Delaware Business License Revocation / Business
Shutdown Checklist
If your Delaware business license has been revoked or you are closing your business and need to address tax obligations, understanding the state's process can help you avoid additional penalties and resolve your account. The Delaware Division of Revenue manages business licensing and tax collection in Delaware. A revoked Delaware
Business License means your authorization to operate legally in Delaware has been terminated by the state, typically due to unpaid gross receipts tax debt, other unpaid tax obligations, non-filing of required returns, or failure to remit taxes owed.
This is a serious administrative action that affects your ability to conduct business operations in Delaware in a lawful manner. Failing to comply with business license revocation or improper shutdown procedures can result in additional penalty fees, interest, collection actions, and potential legal consequences. Understanding what happened, its meaning, and the available steps can help clarify your situation and move forward.
What This Issue Means
A revoked business license means Delaware has terminated your legal authority to operate under that license number. This is different from voluntarily closing a business; revocation is an enforcement action taken by the state due to non-compliance. When a license is revoked, the state considers you unable to conduct business in Delaware legally.
Delaware does not have a sales tax; instead, businesses pay gross receipts tax based on their total revenues, and this tax is imposed on the seller, not collected from customers. The gross receipts tax is separate from the Annual Report and franchise tax requirements managed by the Delaware Division of Corporations. Business owners with a Delaware LLC or corporation must maintain compliance with both the Division of
Revenue for tax obligations and the Division of Corporations for corporate filings.

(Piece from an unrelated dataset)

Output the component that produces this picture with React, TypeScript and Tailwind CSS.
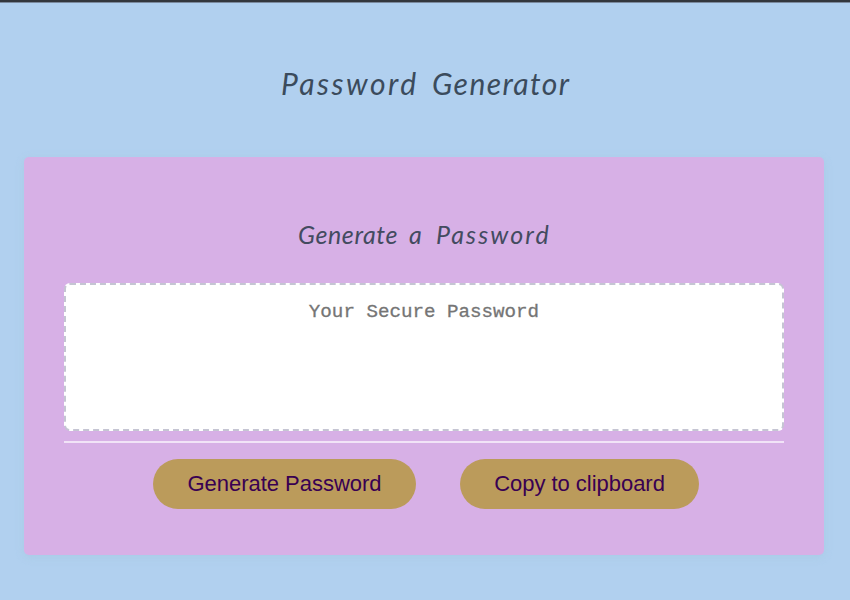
import React from "react";

const buttonClass =
  "h-[50px] shrink-0 rounded-full bg-[#bb9b5b] text-center font-['Liberation_Sans',Arial,sans-serif] text-[22px] leading-[50px] tracking-[-0.03px] text-[#380052] whitespace-nowrap";

export default function App() {
  return (
    <div className="h-[600px] w-[850px] overflow-hidden border-t-2 border-[#33373d] bg-[#b1d0ef] shadow-[inset_0_1px_0_#7b8a9e]">
      <header className="h-[155px] pl-[281px] pt-[59px]">
        <h1 className="h-[44px] whitespace-nowrap font-['Lato',cursive] text-[30px] font-normal italic leading-[44px] text-[#3b4b5c]">
          <span className="inline-block w-[151px] tracking-[2.5px]">Password </span>
          <span className="tracking-[1.4px]">Generator</span>
        </h1>
      </header>
      <main className="ml-6 h-[398px] w-[800px] rounded-[5px] bg-[#d7b0e6] px-10 pt-[57px] shadow-[0_2px_8px_rgba(160,200,220,0.45)]">
        <h2 className="h-[40px] whitespace-nowrap pl-[234px] font-['Lato',cursive] text-[25px] font-normal italic leading-[40px] text-[#434b60]">
          <span className="inline-block w-[111px] tracking-[0.6px]">Generate </span>
          <span className="inline-block w-[27px]">a </span>
          <span className="tracking-[2.1px]">Password</span>
        </h2>
        <textarea
          readOnly
          aria-label="Generated password"
          placeholder="Your Secure Password"
          className="mt-[29px] block h-[148px] w-[720px] resize-none rounded-[6px] border-2 border-dashed border-[#c5c5d3] bg-white pt-[16px] text-center font-['Liberation_Mono','Courier_New',monospace] text-[19.2px] leading-[22px] text-[#757575] outline-none placeholder:text-[#757575] [-webkit-text-stroke:0.3px_#757575]"
        />
        <hr className="mt-[10px] h-0.5 border-0 bg-[#f1e3f7]" />
        <div className="mt-4 ml-[89px] flex gap-11">
          <button className={`w-[263px] ${buttonClass}`}>Generate Password</button>
          <button className={`w-[239px] ${buttonClass}`}>Copy to clipboard</button>
        </div>
      </main>
    </div>
  );
}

Why the State Issued This or Revoked Your License
Delaware typically revokes a business license for one or more of these reasons: unpaid gross receipts tax debt that remains unresolved after collection notices, unpaid business and occupational license fees, consistent failure to file required tax returns on time, failure to remit payroll taxes or other taxes owed to the state, or application fraud or misrepresentation on your original Business License Application. According to Delaware law, the Division of Revenue may revoke or deny renewal of your business license if you have a delinquent balance in excess of $2,500 that has remained unpaid for 180 days after final assessment and appeal periods. The state uses license revocation as an enforcement tool to encourage compliance and protect state revenue.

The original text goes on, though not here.